■ **Material shown**

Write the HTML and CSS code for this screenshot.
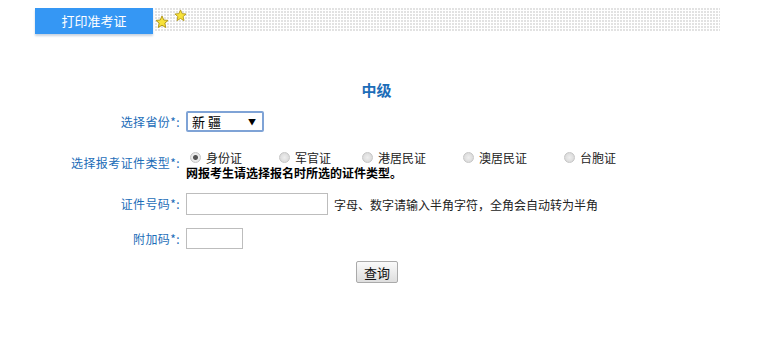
FILE: index.html
```html
<!DOCTYPE html>
<html lang="zh-CN">
<head>
  <meta charset="UTF-8" />
  <title>打印准考证</title>
  <link rel="stylesheet" href="styles.css">
</head>
<body>
  <div class="topbar">
    <div class="tab">打印准考证</div>
    <div class="strip">
      <svg class="star s1" width="14" height="14" viewBox="0 0 14 14"><path d="M7 1 L8.8 5 L13 5.4 L9.8 8.2 L10.8 12.5 L7 10.2 L3.2 12.5 L4.2 8.2 L1 5.4 L5.2 5 Z" fill="#f7e23a" stroke="#b49a1c" stroke-width="1"/></svg>
      <svg class="star s2" width="13" height="13" viewBox="0 0 14 14"><path d="M7 1 L8.8 5 L13 5.4 L9.8 8.2 L10.8 12.5 L7 10.2 L3.2 12.5 L4.2 8.2 L1 5.4 L5.2 5 Z" fill="#f7e23a" stroke="#b49a1c" stroke-width="1"/></svg>
    </div>
  </div>

  <h2 class="level">中级</h2>

  <div class="form">
    <label class="lbl">选择省份*:</label>
    <div class="field first">
      <div class="select"><span>新 疆</span><span class="arrow">▼</span></div>
    </div>

    <label class="lbl lbl-radio">选择报考证件类型*:</label>
    <div class="field">
      <div class="radios">
        <span class="radio on">身份证</span>
        <span class="radio">军官证</span>
        <span class="radio">港居民证</span>
        <span class="radio">澳居民证</span>
        <span class="radio">台胞证</span>
      </div>
      <div class="note">网报考生请选择报名时所选的证件类型。</div>
    </div>

    <label class="lbl">证件号码*:</label>
    <div class="field inline">
      <input class="input id-input" type="text">
      <span class="hint">字母、数字请输入半角字符，全角会自动转为半角</span>
    </div>

    <label class="lbl">附加码*:</label>
    <div class="field">
      <input class="input code-input" type="text">
    </div>
  </div>

  <div class="actions">
    <button class="btn">查询</button>
  </div>
</body>
</html>
```

FILE: styles.css
```css
body {
  margin: 0;
  font-family: "Noto Sans CJK SC", "DejaVu Sans", sans-serif;
  font-size: 12px;
  color: #111;
  background: #fff;
}
.topbar {
  display: flex;
  margin: 8px 0 0 35px;
  width: 685px;
  height: 27px;
}
.tab {
  width: 118px;
  height: 26px;
  background: #3597f4;
  color: #fff;
  font-size: 13px;
  line-height: 26px;
  text-align: center;
  box-shadow: 0 2px 2px #c9d4e0;
}
.strip {
  flex: 1;
  height: 24px;
  margin-left: 2px;
  position: relative;
  background-color: #fff;
  background-image:
    linear-gradient(90deg, transparent 2px, #fff 2px),
    linear-gradient(#e2e2e2 2px, #fff 2px);
  background-size: 3px 3px;
}
.star { position: absolute; }
.s1 { left: 0; top: 7px; }
.s2 { left: 19px; top: 1px; }
.level {
  margin: 36px 0 0;
  text-align: center;
  color: #1c6db8;
  font-size: 15px;
  font-weight: bold;
  padding-right: 8px;
  line-height: 38px;
}
.form {
  display: grid;
  grid-template-columns: 180px 1fr;
  column-gap: 6px;
  row-gap: 13px;
  align-items: start;
  margin-top: 2px;
}
.lbl {
  text-align: right;
  color: #1c6db8;
  line-height: 21px;
  letter-spacing: 0.4px;
}
.lbl-radio { padding-top: 4px; }
.field {
  display: flex;
  flex-direction: column;
  align-items: flex-start;
}
.field.first { margin-bottom: 3px; }
.field.inline { flex-direction: row; align-items: center; }
.select {
  width: 64px;
  height: 17px;
  border: 2px solid #7fa3d6;
  border-radius: 2px;
  display: flex;
  justify-content: space-between;
  align-items: center;
  padding: 0 6px 0 4px;
  font-size: 13px;
  color: #000;
}
.arrow { font-size: 8px; }
.radios {
  display: flex;
  height: 18px;
  align-items: center;
}
.radio {
  display: flex;
  align-items: center;
  color: #222;
}
.radio::before {
  content: "";
  width: 9px;
  height: 9px;
  border-radius: 50%;
  border: 1px solid #c6c6c6;
  background: radial-gradient(circle, #eee, #d4d4d4);
  margin: 0 5px 0 4px;
}
.radio.on::before {
  background: radial-gradient(circle, #555 0 2px, #eee 3px, #dcdcdc);
}
.radio:nth-child(1) { width: 89px; }
.radio:nth-child(2) { width: 83px; }
.radio:nth-child(3) { width: 101px; }
.radio:nth-child(4) { width: 101px; }
.note {
  font-weight: bold;
  color: #000;
  line-height: 14px;
}
.input {
  box-sizing: border-box;
  height: 22px;
  border: 1px solid #bdbdbd;
  margin: 0;
  padding: 0 3px;
}
.id-input { width: 142px; }
.code-input { width: 57px; height: 21px; }
.hint {
  margin-left: 6px;
  color: #222;
}
.actions {
  margin-top: 12px;
  padding-left: 356px;
}
.btn {
  width: 42px;
  height: 22px;
  padding: 0;
  font-family: inherit;
  font-size: 13px;
  border: 1px solid #aaa;
  border-radius: 2px;
  background: linear-gradient(#fafafa, #dedede);
  color: #111;
}
```
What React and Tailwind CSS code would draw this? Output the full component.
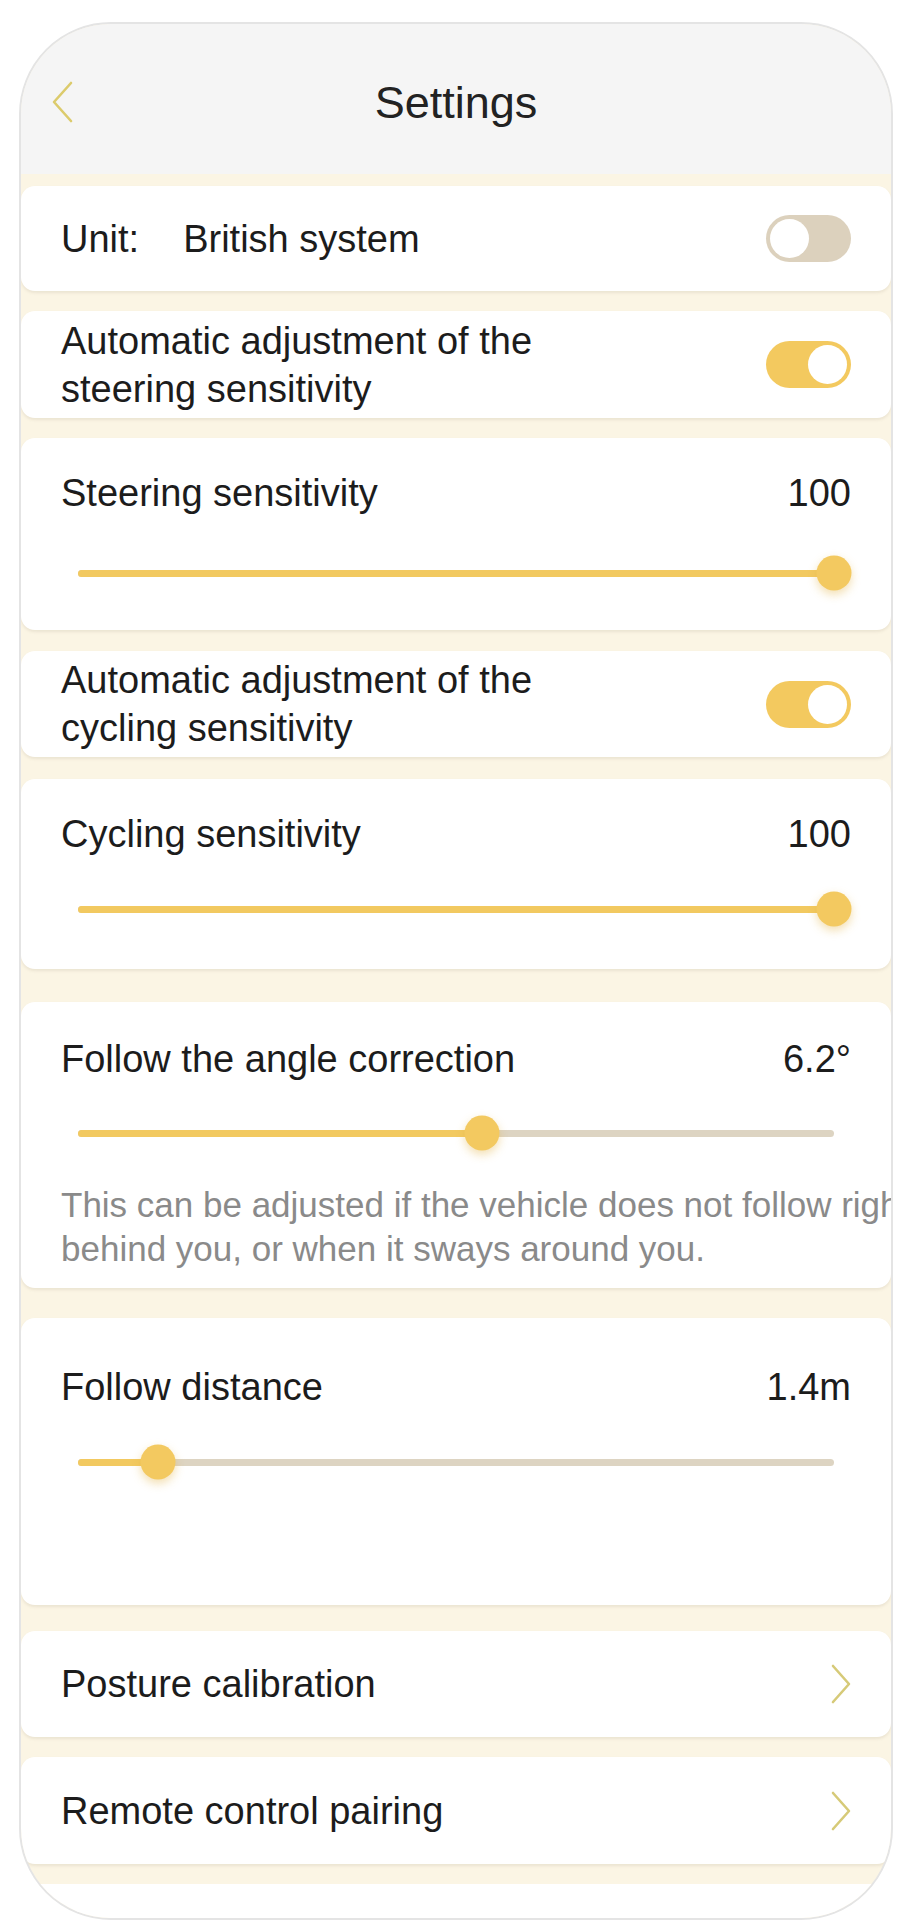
import React from 'react';

const font = { fontFamily: '"Liberation Sans", Arial, sans-serif' };

function Toggle({ on }) {
    return (
        <div className={`w-[85px] h-[47px] rounded-full p-[4px] flex shrink-0 ${on ? 'bg-[#f3c95f] justify-end' : 'bg-[#dcd1bd] justify-start'}`}>
            <div className="w-[39px] h-[39px] rounded-full bg-white" />
        </div>
    );
}

function Slider({ value }) {
    return (
        <div className="px-[17px] h-[36px] flex items-center">
            <div className="relative w-full h-[7px] rounded-full bg-[#ddd4c2]">
                <div className="h-full rounded-full bg-[#f2c960]" style={{ width: `${value * 100}%` }} />
                <div
                    className="absolute top-1/2 w-[35px] h-[35px] -translate-x-1/2 -translate-y-1/2 rounded-full bg-[#f3c960] shadow-[0_4px_10px_rgba(226,176,60,0.4)]"
                    style={{ left: `${value * 100}%` }}
                />
            </div>
        </div>
    );
}

function Chevron({ dir }) {
    return dir === 'left' ? (
        <svg width="22" height="42" viewBox="0 0 22 42" fill="none">
            <polyline points="20,2 3,21 20,40" stroke="#dccb6c" strokeWidth="2.6" strokeLinecap="round" strokeLinejoin="round" />
        </svg>
    ) : (
        <svg width="20" height="40" viewBox="0 0 20 40" fill="none">
            <polyline points="2,2 18,20 2,38" stroke="#d6ca78" strokeWidth="2.6" strokeLinecap="round" strokeLinejoin="round" />
        </svg>
    );
}

const card = "bg-white rounded-[14px] shadow-[0_2px_3px_rgba(120,110,80,0.12)] px-[40px] overflow-hidden";

export default function App() {
    return (
        <div className="min-h-screen bg-white pt-[22px] pl-[19px] text-[#1c1c1c]" style={font}>
            <div className="w-[874px] h-[1898px] rounded-[92px] border-2 border-[#e4e4e4] overflow-hidden bg-[#fbf5e4] flex flex-col">

                {/* Header */}
                <div className="h-[150px] shrink-0 bg-[#f5f5f5] grid grid-cols-[1fr_auto_1fr] items-start pt-[57px]">
                    <div className="pl-[30px]"><Chevron dir="left" /></div>
                    <h1 className="text-[45px] leading-[44px] text-[#222]">Settings</h1>
                    <div />
                </div>

                {/* Unit */}
                <div className={`${card} mt-[12px] h-[105px] flex items-center justify-between`}>
                    <div className="text-[38px] leading-[44px]">
                        <span>Unit:</span>
                        <span className="ml-[44px]">British system</span>
                    </div>
                    <Toggle on={false} />
                </div>

                {/* Auto steering */}
                <div className={`${card} mt-[20px] h-[107px] flex items-center justify-between`}>
                    <div className="text-[38px] leading-[48px]">
                        Automatic adjustment of the<br />steering sensitivity
                    </div>
                    <Toggle on />
                </div>

                {/* Steering sensitivity */}
                <div className={`${card} mt-[20px] h-[192px] pt-[33px]`}>
                    <div className="flex justify-between text-[38px] leading-[44px]">
                        <span>Steering sensitivity</span>
                        <span>100</span>
                    </div>
                    <div className="mt-[40px]"><Slider value={1} /></div>
                </div>

                {/* Auto cycling */}
                <div className={`${card} mt-[21px] h-[106px] flex items-center justify-between`}>
                    <div className="text-[38px] leading-[48px]">
                        Automatic adjustment of the<br />cycling sensitivity
                    </div>
                    <Toggle on />
                </div>

                {/* Cycling sensitivity */}
                <div className={`${card} mt-[22px] h-[190px] pt-[33px]`}>
                    <div className="flex justify-between text-[38px] leading-[44px]">
                        <span>Cycling sensitivity</span>
                        <span>100</span>
                    </div>
                    <div className="mt-[35px]"><Slider value={1} /></div>
                </div>

                {/* Angle correction */}
                <div className={`${card} mt-[33px] h-[286px] pt-[35px] pr-0`}>
                    <div className="flex justify-between text-[38px] leading-[44px] pr-[40px]">
                        <span>Follow the angle correction</span>
                        <span>6.2°</span>
                    </div>
                    <div className="mt-[34px] pr-[40px]"><Slider value={0.535} /></div>
                    <div className="mt-[32px] text-[35px] leading-[44px] text-[#8a8a8a] whitespace-nowrap">
                        <div>This can be adjusted if the vehicle does not follow right</div>
                        <div>behind you, or when it sways around you.</div>
                    </div>
                </div>

                {/* Follow distance */}
                <div className={`${card} mt-[30px] h-[287px] pt-[47px]`}>
                    <div className="flex justify-between text-[38px] leading-[44px]">
                        <span>Follow distance</span>
                        <span>1.4m</span>
                    </div>
                    <div className="mt-[35px]"><Slider value={0.106} /></div>
                </div>

                {/* Posture calibration */}
                <div className={`${card} mt-[26px] h-[106px] shrink-0 flex items-center justify-between`}>
                    <span className="text-[38px] leading-[44px]">Posture calibration</span>
                    <Chevron dir="right" />
                </div>

                {/* Remote control pairing */}
                <div className={`${card} mt-[20px] h-[107px] shrink-0 flex items-center justify-between`}>
                    <span className="text-[38px] leading-[44px]">Remote control pairing</span>
                    <Chevron dir="right" />
                </div>

                <div className="mt-[20px] flex-1 bg-white rounded-t-[14px]" />
            </div>
        </div>
    );
}
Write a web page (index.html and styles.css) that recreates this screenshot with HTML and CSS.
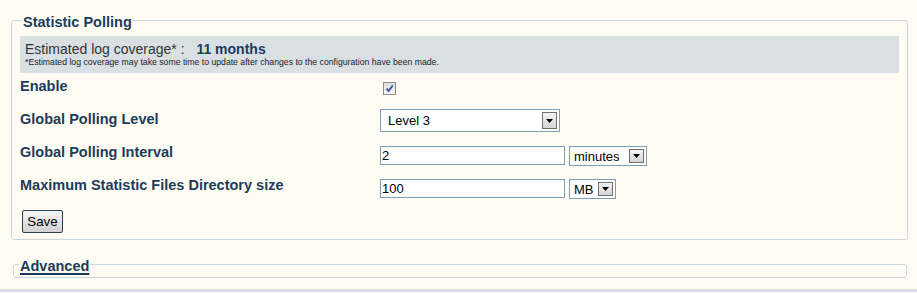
FILE: index.html
```html
<!DOCTYPE html>
<html lang="en">
<head>
  <meta charset="UTF-8" />
  <title>Statistic Polling</title>
  <link rel="stylesheet" href="styles.css">
</head>

<body>
  <div class="page">
    <fieldset class="panel">
      <legend>Statistic Polling</legend>

      <div class="coverage">
        <div class="coverage-main">Estimated log coverage* : <strong class="coverage-value">11 months</strong></div>
        <div class="coverage-note">*Estimated log coverage may take some time to update after changes to the configuration have been made.</div>
      </div>

      <div class="form-rows">
        <div class="form-row">
          <label class="form-label">Enable</label>
          <span class="checkbox">
            <svg width="11" height="11" viewBox="0 0 11 11"><path d="M2.5 5.5 L4.5 8 L8.8 2.5" fill="none" stroke="#3b4fa8" stroke-width="1.8"/></svg>
          </span>
        </div>

        <div class="form-row">
          <label class="form-label">Global Polling Level</label>
          <span class="select select-level">
            <span class="select-value">Level 3</span>
            <span class="select-btn"><svg width="7" height="4" viewBox="0 0 7 4"><polygon points="0,0 7,0 3.5,4" fill="#000"/></svg></span>
          </span>
        </div>

        <div class="form-row">
          <label class="form-label">Global Polling Interval</label>
          <input class="text-input" type="text" value="2">
          <span class="select select-unit select-minutes">
            <span class="select-value">minutes</span>
            <span class="select-btn"><svg width="7" height="4" viewBox="0 0 7 4"><polygon points="0,0 7,0 3.5,4" fill="#000"/></svg></span>
          </span>
        </div>

        <div class="form-row">
          <label class="form-label">Maximum Statistic Files Directory size</label>
          <input class="text-input" type="text" value="100">
          <span class="select select-unit select-mb">
            <span class="select-value">MB</span>
            <span class="select-btn"><svg width="7" height="4" viewBox="0 0 7 4"><polygon points="0,0 7,0 3.5,4" fill="#000"/></svg></span>
          </span>
        </div>
      </div>

      <button class="save-btn">Save</button>
    </fieldset>

    <fieldset class="panel panel-closed">
      <legend><a class="legend-link" href="#">Advanced</a></legend>
    </fieldset>
  </div>
  <div class="footer-bar"></div>
</body>
</html>
```

FILE: styles.css
```css
body {
  margin: 0;
  background: #fffcf3;
  font-family: "Liberation Sans", Arial, sans-serif;
  color: #1b3c5c;
  overflow: hidden;
}
.page {
  padding: 10px 9px 0 11px;
}
.panel {
  margin: 0;
  min-width: 0;
  border: 1px solid #ccd6e0;
  border-radius: 3px;
  padding: 5px 8px 6px 8px;
}
.panel legend {
  margin-left: 2px;
  padding: 4px 1px 0;
  font-size: 14.5px;
  font-weight: bold;
  line-height: 17px;
}
.coverage {
  background: #d9e0e3;
  padding: 5px 5px 6px;
}
.coverage-main {
  font-size: 14px;
  line-height: 16px;
  color: #333;
}
.coverage-value {
  margin-left: 8px;
  color: #1b3c5c;
}
.coverage-note {
  font-size: 8.7px;
  line-height: 10px;
  color: #222;
}
.form-rows {
  margin-top: 2px;
}
.form-row {
  display: flex;
  align-items: flex-start;
  height: 33px;
}
.form-label {
  width: 360px;
  flex-shrink: 0;
  padding-top: 3px;
  font-size: 14.5px;
  font-weight: bold;
  line-height: 17px;
}
.checkbox {
  margin: 7px 0 0 3px;
  width: 11px;
  height: 11px;
  border: 1px solid #8c8c8c;
  background: linear-gradient(#dedede, #f6f6f6);
  display: flex;
}
.text-input {
  margin: 5px 4px 0 0;
  width: 185px;
  height: 19px;
  box-sizing: border-box;
  border: 1px solid #7f9db9;
  padding: 0 1px;
  font-family: "Liberation Sans", Arial, sans-serif;
  font-size: 13px;
  color: #000;
  background: #fff;
}
.select {
  display: flex;
  align-items: center;
  box-sizing: border-box;
  border: 1px solid #7f9db9;
  background: #fff;
  font-size: 13px;
  color: #000;
  padding: 2px 2px 2px 4px;
}
.select-value {
  flex: 1;
}
.select-btn {
  width: 15px;
  height: 100%;
  box-sizing: border-box;
  border: 1px solid #6f6f6f;
  background: linear-gradient(#f6f6f6, #d4d4d4);
  display: flex;
  align-items: center;
  justify-content: center;
}
.select-level {
  margin-top: 1px;
  width: 180px;
  height: 23px;
  padding-left: 7px;
}
.select-unit {
  margin-top: 5px;
  height: 20px;
}
.select-minutes {
  width: 78px;
}
.select-mb {
  width: 47px;
}
.save-btn {
  margin-top: 3px;
  margin-left: 2px;
  width: 41px;
  height: 23px;
  padding: 0;
  font-family: "Liberation Sans", Arial, sans-serif;
  font-size: 13.33px;
  color: #000;
  border: 1px solid #2a3f55;
  border-radius: 2px;
  background: linear-gradient(#f4f4f4, #d2d2d2);
}
.panel-closed {
  margin: 14px 1px 0 2px;
  padding: 0 8px 2px 3px;
}
.legend-link {
  color: #1b3c5c;
  text-decoration: underline;
  text-decoration-thickness: 2px;
  text-underline-offset: 2px;
}
.footer-bar {
  margin-top: 11px;
  height: 3px;
  background: #d9e0e6;
}
```
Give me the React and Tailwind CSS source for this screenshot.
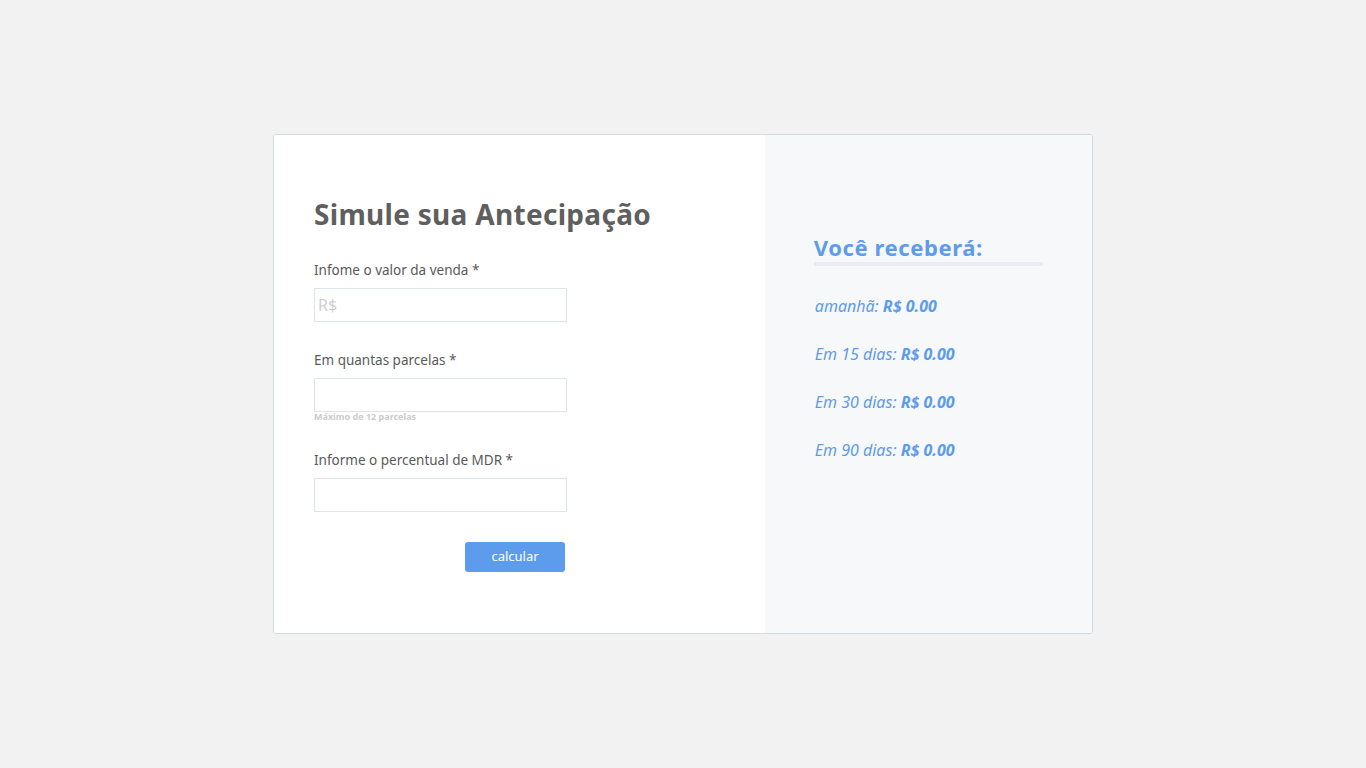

■ **Exercise directions**
Across the entries, how many lines hold the word "code"? Say only the number.

■ **Answer to the problem**
4